International warnen Experten vor zu großer Eile. "Auch in der aktuellen Pandemiesituation ist es zwingend erforderlich, dass alle Prüfungen und Bewertungen mit der gleichen Sorgfalt erfolgen wie bei anderen Impfstoffen", mahnte Klaus Cichutek, Präsident des Paul-Ehrlich-Instituts im hessischen Langen. Zugelassen werden sollte ein Präparat nur dann, "wenn der gezeigte Nutzen mögliche Risiken deutlich überwiegt". Bei dem Impfstoff in Russland lässt sich dies bislang nicht bewerten.

Getestet an 50 Soldaten und Zivilisten

Russland hatte im Frühjahr eine klinische Studie mit dem Impfstoff in einer internationalen Datenbank registrieren lassen, damals noch als "Gam-Covid-Vac Lyo" bezeichnet. Es handelt sich um einen sogenannten Vektorimpfstoff. Dabei transportieren harmlose Viren Teile des Erbguts von Erregern in den Körper. Dieser bildet im Idealfall dann Antikörper und setzt andere Abwehrmechanismen in Gang.
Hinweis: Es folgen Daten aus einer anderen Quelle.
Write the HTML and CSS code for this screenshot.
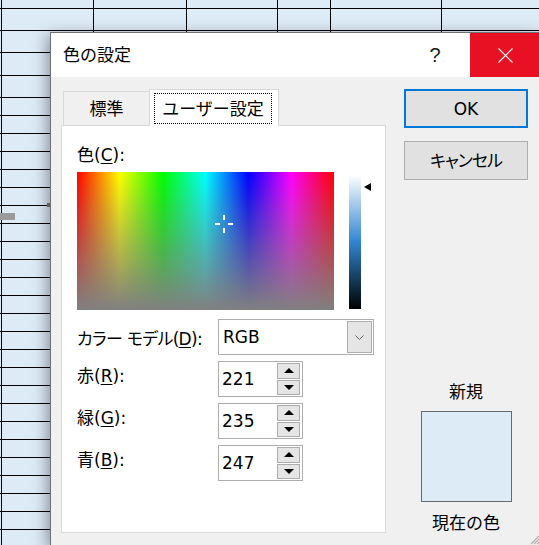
FILE: index.html
```html
<!DOCTYPE html>
<html lang="ja">
<head>
<meta charset="utf-8">
<title>色の設定</title>
<link rel="stylesheet" href="styles.css">
</head>
<body>
<div class="sheet"></div>
<div class="sheet-mark"></div>
<div class="sheet-dot"></div>
<div class="dialog">
  <div class="titlebar">
    <div class="title">色の設定</div>
    <div class="tb-btn help">?</div>
    <div class="tb-btn close">
      <svg width="15" height="15" viewBox="0 0 15 15"><path d="M0.5 0.5 L14.5 14.5 M14.5 0.5 L0.5 14.5" stroke="#fff" stroke-width="1.1" fill="none"/></svg>
    </div>
  </div>
  <div class="body">
    <div class="left">
      <div class="tabs">
        <div class="tab">標準</div>
        <div class="tab active"><span class="focus">ユーザー設定</span></div>
      </div>
      <div class="panel">
        <div class="lbl-c">色(<u>C</u>):</div>
        <div class="picker">
          <div class="spectrum">
            <svg class="cross" style="left:137px; top:42px" width="20" height="20" viewBox="0 0 20 20">
              <rect x="1" y="9" width="5" height="2" fill="#fff"/>
              <rect x="14" y="9" width="5" height="2" fill="#fff"/>
              <rect x="9" y="1" width="2" height="5" fill="#fff"/>
              <rect x="9" y="14" width="2" height="5" fill="#fff"/>
            </svg>
          </div>
          <div class="lum">
            <div class="lum-arrow" style="top:8px"></div>
          </div>
        </div>
        <div class="fields">
          <div class="row row-select">
            <label>カラー モデル(<u>D</u>):</label>
            <div class="select">
              <span class="val">RGB</span>
              <span class="drop"><svg width="9" height="5" viewBox="0 0 9 5"><path d="M0.5 0.5 L4.5 4.5 L8.5 0.5" stroke="#606060" stroke-width="1" fill="none"/></svg></span>
            </div>
          </div>
          <div class="row">
            <label>赤(<u>R</u>):</label>
            <div class="spin">
              <span class="val">221</span>
              <span class="spin-btns"><span class="sb"><span class="tri-up"></span></span><span class="sb"><span class="tri-down"></span></span></span>
            </div>
          </div>
          <div class="row">
            <label>緑(<u>G</u>):</label>
            <div class="spin">
              <span class="val">235</span>
              <span class="spin-btns"><span class="sb"><span class="tri-up"></span></span><span class="sb"><span class="tri-down"></span></span></span>
            </div>
          </div>
          <div class="row">
            <label>青(<u>B</u>):</label>
            <div class="spin">
              <span class="val">247</span>
              <span class="spin-btns"><span class="sb"><span class="tri-up"></span></span><span class="sb"><span class="tri-down"></span></span></span>
            </div>
          </div>
        </div>
      </div>
    </div>
    <div class="right">
      <button class="btn ok">OK</button>
      <button class="btn kana">キャンセル</button>
      <div class="preview">
        <div class="cap">新規</div>
        <div class="swatch"></div>
        <div class="cap cap2">現在の色</div>
      </div>
    </div>
  </div>
  <svg class="grip" width="12" height="12" viewBox="0 0 12 12">
    <path d="M11 3 L3 11 M11 6 L6 11 M11 9 L9 11" stroke="#b0b0b0" stroke-width="1.2" fill="none"/>
  </svg>
</div>
</body>
</html>
```

FILE: styles.css
```css
html, body {
  margin: 0;
  padding: 0;
  height: 100%;
  overflow: hidden;
}

body {
  position: relative;
  font-family: "DejaVu Sans", "Noto Sans CJK JP", sans-serif;
  font-size: 17px;
  color: #000;
  background: #ddebf7;
}

.sheet {
  position: absolute;
  inset: 0;
  background-color: #ddebf7;
  background-image:
    linear-gradient(#000, #000),
    linear-gradient(#000, #000),
    linear-gradient(#000, #000),
    linear-gradient(#000, #000),
    linear-gradient(#000, #000),
    linear-gradient(#000, #000),
    linear-gradient(#000, #000),
    linear-gradient(#000, #000),
    linear-gradient(#000, #000),
    linear-gradient(#000, #000),
    repeating-linear-gradient(to bottom, #000 0 1px, transparent 1px 18px);
  background-repeat: no-repeat;
  background-size:
    1px 100%, 1px 100%, 1px 100%, 1px 100%, 1px 100%, 1px 100%,
    100% 1px, 100% 1px, 100% 1px, 100% 1px,
    100% 100%;
  background-position:
    1px 0, 93px 0, 186px 0, 277px 0, 330px 0, 441px 0,
    0 8px, 0 30px, 0 52px, 0 75px,
    0 97px;
}

.sheet-mark {
  position: absolute;
  left: 0;
  top: 213px;
  width: 15px;
  height: 7px;
  background: #9b9b9b;
}

.sheet-dot {
  position: absolute;
  left: 47px;
  top: 203px;
  width: 3px;
  height: 4px;
  background: #7a7a7a;
}

.dialog {
  position: absolute;
  left: 50px;
  top: 32px;
  width: 489px;
  height: 512px;
  border: 1px solid #6f6f6f;
  background: #f0f0f0;
  box-shadow: -3px 3px 14px rgba(0, 0, 0, 0.38);
  display: flex;
  flex-direction: column;
}

.titlebar {
  height: 44px;
  background: #fff;
  display: flex;
  align-items: stretch;
}

.title {
  flex: 1;
  padding-left: 12px;
  display: flex;
  align-items: center;
  line-height: 20px;
}

.tb-btn {
  width: 70px;
  display: flex;
  align-items: center;
  justify-content: center;
}

.help {
  font-family: "Liberation Sans", sans-serif;
  font-size: 20px;
  color: #1a1a1a;
}

.close {
  background: #e81123;
}

.body {
  flex: 1;
  display: flex;
  gap: 18px;
  padding: 12px 0 0 10px;
}

.left {
  width: 325px;
  display: flex;
  flex-direction: column;
}

.tabs {
  display: flex;
  height: 37px;
  position: relative;
  z-index: 1;
}

.tab {
  box-sizing: border-box;
  margin-top: 2px;
  margin-left: 2px;
  width: 86px;
  height: 34px;
  border-top: 1px solid #d9d9d9;
  border-left: 1px solid #d9d9d9;
  display: flex;
  align-items: center;
  justify-content: center;
  line-height: 20px;
}

.tab.active {
  margin: 0;
  width: 130px;
  height: 37px;
  background: #fff;
  border-right: 1px solid #d9d9d9;
  padding: 3px 6px 2px 4px;
}

.focus {
  flex: 1;
  align-self: stretch;
  border: 1px dotted #000;
  display: flex;
  align-items: center;
  justify-content: center;
}

.panel {
  margin-top: -1px;
  height: 408px;
  box-sizing: border-box;
  border: 1px solid #d9d9d9;
  background: #fff;
  padding: 19px 0 0 15px;
}

u {
  text-underline-offset: 2px;
}

.lbl-c {
  line-height: 20px;
  margin-bottom: 7px;
}

.picker {
  display: flex;
  align-items: flex-start;
}

.spectrum {
  position: relative;
  width: 257px;
  height: 138px;
  background:
    linear-gradient(to bottom, rgba(128, 128, 128, 0), #808080),
    linear-gradient(to right, #f00, #ff0, #0f0, #0ff, #00f, #f0f, #f00);
}

.cross {
  position: absolute;
}

.lum {
  position: relative;
  margin-left: 15px;
  margin-top: 3px;
  width: 12px;
  height: 134px;
  background: linear-gradient(to bottom, #fff, hsl(208, 62%, 50%), #000);
}

.lum-arrow {
  position: absolute;
  left: 15px;
  width: 0;
  height: 0;
  border-top: 4px solid transparent;
  border-bottom: 4px solid transparent;
  border-right: 7px solid #000;
}

.fields {
  margin-top: 9px;
  display: flex;
  flex-direction: column;
  gap: 6px;
}

.row {
  display: flex;
  align-items: center;
  height: 36px;
}

.row label {
  width: 141px;
  line-height: 20px;
  margin-top: -6px;
  font-feature-settings: "palt";
}

.row-select label {
  margin-top: 4px;
  letter-spacing: -0.7px;
}

.select {
  box-sizing: border-box;
  width: 156px;
  height: 36px;
  border: 1px solid #adadad;
  padding: 1px;
  display: flex;
  background: #fff;
}

.val {
  flex: 1;
  display: flex;
  align-items: center;
  padding-left: 3px;
}

.drop {
  box-sizing: border-box;
  width: 25px;
  border: 1px solid #adadad;
  background: #e5e5e5;
  display: flex;
  align-items: center;
  justify-content: center;
}

.spin {
  box-sizing: border-box;
  width: 85px;
  height: 36px;
  border: 1px solid #adadad;
  padding: 1px 2px 1px 0;
  display: flex;
  background: #fff;
}

.spin-btns {
  width: 23px;
  display: flex;
  flex-direction: column;
  gap: 1px;
}

.sb {
  flex: 1;
  box-sizing: border-box;
  border: 1px solid #adadad;
  background: #e5e5e5;
  display: flex;
  align-items: center;
  justify-content: center;
}

.tri-up {
  width: 0;
  height: 0;
  border-left: 5px solid transparent;
  border-right: 5px solid transparent;
  border-bottom: 5px solid #000;
}

.tri-down {
  width: 0;
  height: 0;
  border-left: 5px solid transparent;
  border-right: 5px solid transparent;
  border-top: 5px solid #000;
}

.right {
  width: 124px;
  display: flex;
  flex-direction: column;
}

.btn {
  box-sizing: border-box;
  width: 124px;
  height: 39px;
  padding: 0;
  margin: 0;
  background: #e1e1e1;
  border: 1px solid #adadad;
  font: inherit;
  color: #000;
  line-height: 20px;
}

.btn.kana {
  font-feature-settings: "palt";
  letter-spacing: -1px;
}

.btn.ok {
  border: 2px solid #0078d7;
}

.btn + .btn {
  margin-top: 13px;
}

.preview {
  margin-top: 201px;
  display: flex;
  flex-direction: column;
  align-items: center;
}

.cap {
  line-height: 22px;
}

.swatch {
  margin-top: 8px;
  width: 89px;
  height: 89px;
  border: 1px solid #696969;
  background: #ddebf7;
}

.cap2 {
  margin-top: 10px;
}

.grip {
  position: absolute;
  right: 0;
  bottom: 0;
}
```
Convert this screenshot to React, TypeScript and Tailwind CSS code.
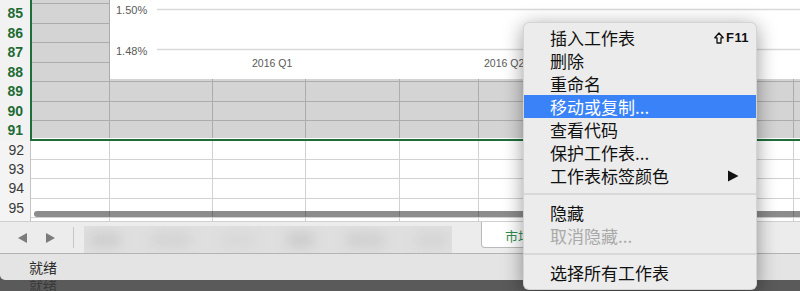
import { FC } from 'react'

const rows = [84, 85, 86, 87, 88, 89, 90, 91, 92, 93, 94, 95, 96]
const colWidths = ['w-[79px]', 'w-[103px]', 'w-[93px]', 'w-[94px]', 'w-[79px]', 'w-[102px]', 'w-[105px]', 'w-[108px]', 'w-[120px]']

const GridRow: FC<{ n: number }> = ({ n }) => {
  const selected = n <= 91
  return (
    <div className="flex h-[19.45px]">
      <div
        className={
          selected
            ? 'w-[31px] shrink-0 bg-[#f2f2f2] border-r border-[#c4c4c4] text-right pr-[7px] text-[14px] leading-[19px] font-bold text-[#1e6b34]'
            : 'w-[31px] shrink-0 bg-[#f4f4f4] border-r border-[#c4c4c4] text-right pr-[6px] text-[14px] leading-[19px] text-[#3a3a3a]'
        }
      >
        {n}
      </div>
      {colWidths.map((w, i) => (
        <div
          key={i}
          className={
            selected
              ? `${w} shrink-0 bg-[#d4d4d4] border-r border-b border-[#acacac]`
              : `${w} shrink-0 bg-white border-r border-b border-[#d2d2d2]`
          }
        />
      ))}
    </div>
  )
}

const Chart = () => (
  <div className="absolute left-[110px] top-0 w-[700px] h-[79px] bg-white">
    <svg width="700" height="79" className="block">
      <g fontFamily="'Liberation Sans', Arial, sans-serif" fill="#595959">
        <text x="6" y="14" fontSize="11">1.50%</text>
        <text x="6" y="54.6" fontSize="11">1.48%</text>
        <text x="142" y="67" fontSize="10.5">2016 Q1</text>
        <text x="374" y="67" fontSize="10.5">2016 Q2</text>
      </g>
      <line x1="47" y1="9.5" x2="700" y2="9.5" stroke="#d9d9d9" strokeWidth="1.5" />
      <line x1="47" y1="49.5" x2="700" y2="49.5" stroke="#d9d9d9" strokeWidth="1.5" />
    </svg>
  </div>
)

interface IItem {
  label: string
  active?: boolean
  disabled?: boolean
  shortcut?: boolean
  submenu?: boolean
}

const MenuItem: FC<IItem> = ({ label, active, disabled, shortcut, submenu }) => (
  <div
    className={
      'flex items-center h-[23px] pl-[26px] ' +
      (active ? 'bg-[#3a82f7] text-white' : disabled ? 'text-[#a9a9a9]' : 'text-[#111]')
    }
  >
    <span className="flex-1 text-[17px] leading-[23px]">{label}</span>
    {shortcut && (
      <span className="flex items-center gap-[2px] pr-[7px] text-[#111]">
        <svg width="10" height="12" viewBox="0 0 10 12">
          <path d="M5 1 L9.2 5.8 H7 V11 H3 V5.8 H0.8 Z" fill="none" stroke="#111" strokeWidth="1.3" strokeLinejoin="round" />
        </svg>
        <span className="font-['Liberation_Sans',sans-serif] font-bold text-[13px] tracking-[0.4px]">F11</span>
      </span>
    )}
    {submenu && (
      <svg width="12" height="12" viewBox="0 0 12 12" className="mr-[17px]">
        <path d="M1 0.5 L11.5 6 L1 11.5 Z" fill="#111" />
      </svg>
    )}
  </div>
)

const Separator = () => (
  <div className="h-[14px] flex items-center">
    <div className="h-[2px] w-full bg-[#d8d8d8]" />
  </div>
)

const ContextMenu = () => (
  <div className="absolute left-[523px] top-[22px] w-[234px] h-[268px] rounded-[6px] bg-[#ececec] border border-black/10 shadow-[0_4px_20px_rgba(0,0,0,0.4)] pt-[3px] font-['Noto_Sans_CJK_SC',sans-serif] overflow-hidden">
    <MenuItem label="插入工作表" shortcut />
    <MenuItem label="删除" />
    <MenuItem label="重命名" />
    <MenuItem label="移动或复制..." active />
    <MenuItem label="查看代码" />
    <MenuItem label="保护工作表..." />
    <MenuItem label="工作表标签颜色" submenu />
    <Separator />
    <MenuItem label="隐藏" />
    <MenuItem label="取消隐藏..." disabled />
    <Separator />
    <MenuItem label="选择所有工作表" />
  </div>
)

const App = () => {
  return (
    <div className="relative w-[800px] h-[291px] overflow-hidden bg-[#595959] font-['Liberation_Sans','Noto_Sans_CJK_SC',sans-serif]">
      {/* sheet grid */}
      <div className="relative h-[221px] overflow-hidden bg-white">
        <div className="mt-[-15px]">
          {rows.map((n) => (
            <GridRow key={n} n={n} />
          ))}
        </div>
        <Chart />
        {/* selection */}
        <div className="absolute left-[30px] top-[-5px] w-[800px] h-[146px] border-l-2 border-b-2 border-[#1f6e3a]">
          <div className="absolute left-0 right-0 bottom-0 h-px bg-white" />
        </div>
        {/* horizontal scrollbar */}
        <div className="absolute left-[34px] top-[211px] h-[6px] w-[900px] rounded-full bg-black/45" />
      </div>

      {/* sheet tabs */}
      <div className="flex h-[33px] bg-[#ececec] border-t border-b border-t-[#d0d0d0] border-b-[#b3b3b3]">
        <div className="flex items-center w-[73px] pl-[18px] gap-[19px]">
          <svg width="9" height="10" viewBox="0 0 9 10">
            <path d="M9 0 L0 5 L9 10 Z" fill="#7b7b7b" />
          </svg>
          <svg width="9" height="10" viewBox="0 0 9 10">
            <path d="M0 0 L9 5 L0 10 Z" fill="#7b7b7b" />
          </svg>
        </div>
        <div className="self-center w-px h-[21px] bg-[#c6c6c6]" />
        <div className="ml-[10px] mt-[4px] w-[368px] h-[27px] bg-[#dfdfdf] overflow-hidden flex items-center gap-[30px] px-[4px]">
          <span className="w-[40px] h-[14px] rounded-full bg-[#cdcdcd] blur-[6px]" />
          <span className="w-[50px] h-[14px] rounded-full bg-[#d3d3d3] blur-[6px]" />
          <span className="w-[40px] h-[14px] rounded-full bg-[#d8d8d8] blur-[6px]" />
          <span className="w-[36px] h-[14px] rounded-full bg-[#cbcbcb] blur-[6px]" />
          <span className="w-[48px] h-[14px] rounded-full bg-[#cfcfcf] blur-[6px]" />
          <span className="w-[40px] h-[14px] rounded-full bg-[#d4d4d4] blur-[6px]" />
        </div>
        <div className="ml-[29px] h-[26px] w-[140px] bg-white border-l border-r border-b border-[#b9b9b9] rounded-b-[4px] pl-[23px] pt-[4px] text-[13px] leading-[20px] text-[#2f8a4f] font-['Noto_Sans_CJK_SC',sans-serif]">
          市场数据
        </div>
      </div>

      {/* status bar */}
      <div className="h-[26px] bg-[#e4e4e4] rounded-bl-[5px] pl-[29px] text-[14px] leading-[26px] text-[#2b2b2b] font-['Noto_Sans_CJK_SC',sans-serif]">
        就绪
      </div>
      <div className="h-[11px] overflow-hidden pl-[29px] bg-[#5a5a5a]">
        <div className="mt-[-8px] text-[14px] leading-[26px] text-[#3a3a3a] font-['Noto_Sans_CJK_SC',sans-serif]">
          就绪
        </div>
      </div>

      <ContextMenu />
    </div>
  )
}

export default App
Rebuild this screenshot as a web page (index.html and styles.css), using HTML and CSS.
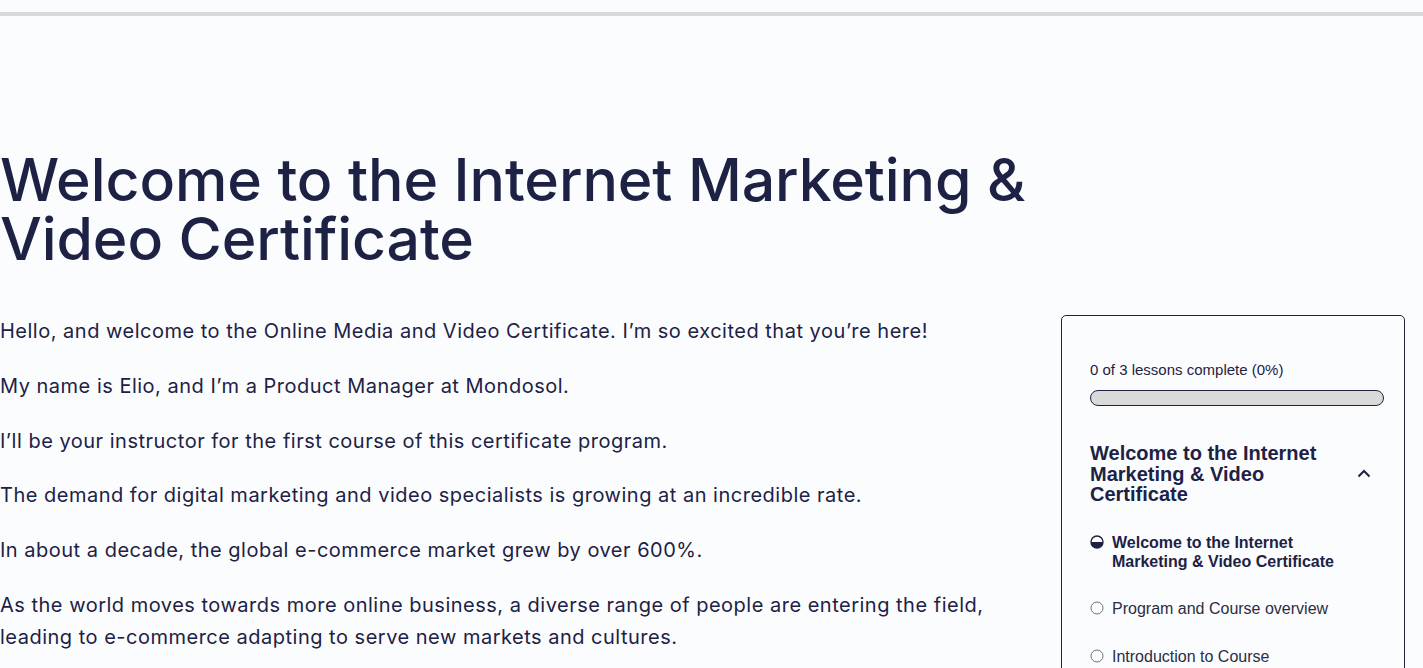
FILE: index.html
```html
<!DOCTYPE html>
<html lang="en">
<head>
<meta charset="utf-8">
<title>Welcome to the Internet Marketing &amp; Video Certificate</title>
<link rel="stylesheet" href="styles.css">
</head>
<body>
<div class="topbar"></div>
<main class="page">
  <h1 class="title">Welcome to the Internet Marketing &amp; Video Certificate</h1>
  <div class="layout">
    <article class="content">
      <p>Hello, and welcome to the Online Media and Video Certificate. I’m so excited that you’re here!</p>
      <p>My name is Elio, and I’m a Product Manager at Mondosol.</p>
      <p>I’ll be your instructor for the first course of this certificate program.</p>
      <p>The demand for digital marketing and video specialists is growing at an incredible rate.</p>
      <p>In about a decade, the global e-commerce market grew by over 600%.</p>
      <p>As the world moves towards more online business, a diverse range of people are entering the field, leading to e-commerce adapting to serve new markets and cultures.</p>
    </article>
    <aside class="sidebar">
      <div class="progress-label">0 of 3 lessons complete (0%)</div>
      <div class="progress-bar"><div class="progress-fill" style="width:0%"></div></div>
      <div class="section-head">
        <h2 class="section-title">Welcome to the Internet Marketing &amp; Video Certificate</h2>
        <svg class="chevron" width="14" height="9" viewBox="0 0 14 9" aria-hidden="true"><path d="M1.5 7.5 L7 2 L12.5 7.5" fill="none" stroke="#1d2245" stroke-width="2"/></svg>
      </div>
      <ul class="lessons">
        <li class="lesson current">
          <svg class="lesson-icon" width="14" height="14" viewBox="0 0 14 14" aria-hidden="true"><circle cx="7" cy="7" r="6" fill="#fff" stroke="#1d2245" stroke-width="1.4"/><path d="M1 7 A6 6 0 0 0 13 7 Z" fill="#1d2245"/></svg>
          <span>Welcome to the Internet Marketing &amp; Video Certificate</span>
        </li>
        <li class="lesson">
          <svg class="lesson-icon" width="14" height="14" viewBox="0 0 14 14" aria-hidden="true"><circle cx="7" cy="7" r="6" fill="#fff" stroke="#6b6e7e" stroke-width="1"/></svg>
          <span>Program and Course overview</span>
        </li>
        <li class="lesson">
          <svg class="lesson-icon" width="14" height="14" viewBox="0 0 14 14" aria-hidden="true"><circle cx="7" cy="7" r="6" fill="#fff" stroke="#6b6e7e" stroke-width="1"/></svg>
          <span>Introduction to Course</span>
        </li>
      </ul>
    </aside>
  </div>
</main>
</body>
</html>
```
FILE: styles.css
```css
html, body {
  margin: 0;
  padding: 0;
  background: #fbfcfe;
  overflow: hidden;
}
body {
  font-family: Inter, "Open Sans", sans-serif;
  color: #1d2245;
}
.topbar {
  margin-top: 12px;
  height: 4px;
  background: #d9d9d9;
}
.page {
  padding: 0;
}
.title {
  margin: 134px 0 0 0;
  width: 1060px;
  font-family: Inter, "Open Sans", sans-serif;
  font-size: 59px;
  line-height: 59px;
  font-weight: 500;
  letter-spacing: -0.1px;
  color: #1d2245;
}
.layout {
  display: flex;
  align-items: flex-start;
  gap: 20px;
  margin-top: 47px;
}
.content {
  flex: 0 0 1041px;
}
.content p {
  margin: 0 0 22.8px 0;
  font-size: 20px;
  line-height: 32px;
  letter-spacing: 0.5px;
  color: #1d2245;
}
.sidebar {
  flex: 0 0 344px;
  box-sizing: border-box;
  border: 1px solid #1d2245;
  border-radius: 5px;
  padding: 45px 34px 0 28px;
  font-family: "Liberation Sans", Arial, sans-serif;
  background: #fbfcfe;
}
.progress-label {
  font-size: 15px;
  line-height: 17px;
  color: #1d2245;
}
.progress-bar {
  margin-top: 12px;
  margin-right: -14px;
  height: 16px;
  box-sizing: border-box;
  border: 1px solid #1d2245;
  border-radius: 8px;
  background: #d9d9d9;
  overflow: hidden;
}
.progress-fill {
  height: 100%;
  background: #1d2245;
}
.section-head {
  display: flex;
  align-items: center;
  justify-content: space-between;
  gap: 12px;
  margin-top: 37px;
}
.section-title {
  margin: 0;
  font-size: 20px;
  line-height: 20.5px;
  font-weight: 700;
  color: #1d2245;
}
.chevron {
  flex: none;
  margin-right: -1px;
}
.lessons {
  list-style: none;
  margin: 14px 0 0 0;
  padding: 0;
}
.lesson {
  display: flex;
  align-items: flex-start;
  gap: 8px;
  padding: 14px 0;
  font-size: 16px;
  line-height: 19px;
  color: #2a2d45;
}
.lesson:last-child {
  padding-top: 15px;
}
.lesson.current {
  font-weight: 700;
  color: #1d2245;
}
.lesson-icon {
  flex: none;
  margin-top: 2px;
}
```
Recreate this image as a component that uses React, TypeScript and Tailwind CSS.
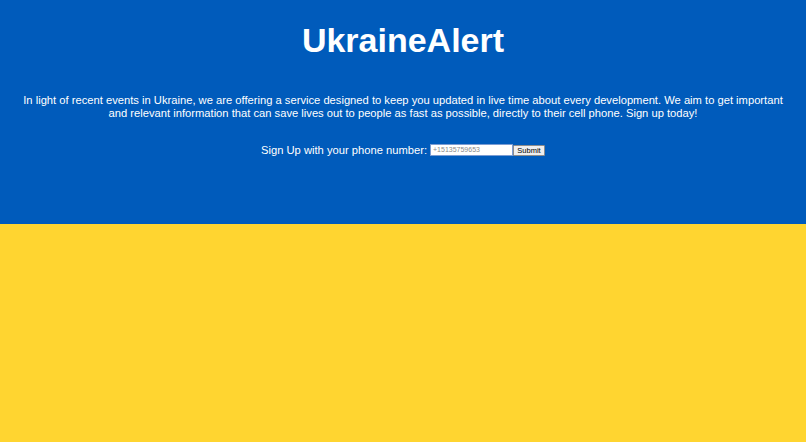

Der Impfstoff sei bislang an 50 Soldaten und Zivilisten getestet worden, die sich freiwillig gemeldet hätten, hieß es. Doch die viel entscheidendere Phase ist die nächste Etappe, bei der an weitaus größeren Probandengruppen überprüft wird, ob ein Wirkstoff tatsächlich vor einer Infektion schützt und welche Nebenwirkungen auftreten. Dem Gesundheitsministerium in Moskau zufolge soll eine solche Phase-III-Studie mit etwa 2.000 Freiwilligen parallel mit der Zulassung des Präparats beginnen.

Die Bevölkerung soll unterdessen schon geimpft werden – zunächst Ärzte und Lehrer, nach Behördenangaben noch im August oder ab September. Die Genehmigung soll den Angaben nach vorläufig sein. Sie könne zurückgenommen werden, wenn der entwickelte Impfstoff am Ende nicht die gewünschte Wirkung hat.

"Eine reguläre Zulassung ohne die umfangreichen Daten aus einer Phase-III-Prüfung mit mindestens mehreren Tausend Probanden sollte mit Vorsicht betrachtet werden", sagte Cichutek der Deutschen Presse-Agentur. Bei den regulären Prüfungen könnten auch mögliche seltene Nebenwirkungen entdeckt werden. In Deutschland und der EU sei eine Zulassung erst nach Vorlage aussagekräftiger Sicherheits- und Wirksamkeitsdaten üblich.

Wettlauf um den Corona-Impfstoff

Laut einer Liste der Weltgesundheitsorganisation (WHO) vom Montag werden derzeit sechs Impfstoff-Kandidaten in einer Phase-III-Studie getestet – russische Präparate zählen nicht dazu. Die Weltgesundheitsorganisation WHO erinnerte aber auch daran, dass Russland eine "ausgezeichnete Tradition" bei der Herstellung und Anwendung von Impfstoffen habe. Die WHO stehe in engem Kontakt mit den russischen Gesundheitsbehörden, sagte eine Sprecherin auf Anfrage. Es liefen Gespräche über eine mögliche "strenge Überprüfung" aller gesammelten Daten über den Wirkstoff.

"Ich denke nicht, dass dieser Impfstoff besser oder schlechter ist als die anderen Kandidaten", hatte Stephan Becker von der Universität in Marburg kürzlich der "Süddeutschen Zeitung" gesagt. Der Virologe geht demnach davon aus, dass die meisten der jetzt entwickelten Vakzine eine Wirkung haben werden – offen sei aber, wie stark sie sein wird. "Dass ein Impfstoff vollständig schützt, also eine Infektion verhindert, ist eher die Ausnahme." Es werde schon schwierig sein, einen Kandidaten zu finden, der einen schweren Verlauf von Covid-19 abwenden kann.

Nur ein gut wirksamer Impfstoff kann Experten zufolge letztlich eine rasche deutliche Wende in der Corona-Pandemie bringen, ohne dass strenge Lockdown-Regeln nötig sind. Die Zahl weltweit bekannter Corona-Infektionen stieg zuletzt innerhalb von weniger als drei Wochen von 15 Millionen auf über 20 Millionen. Das ging am Montag aus Daten der Universität Johns Hopkins in Baltimore hervor. Besonders betroffen sind neben den USA, Brasilien und Indien derzeit auch Länder wie Russland, Südafrika und Mexiko.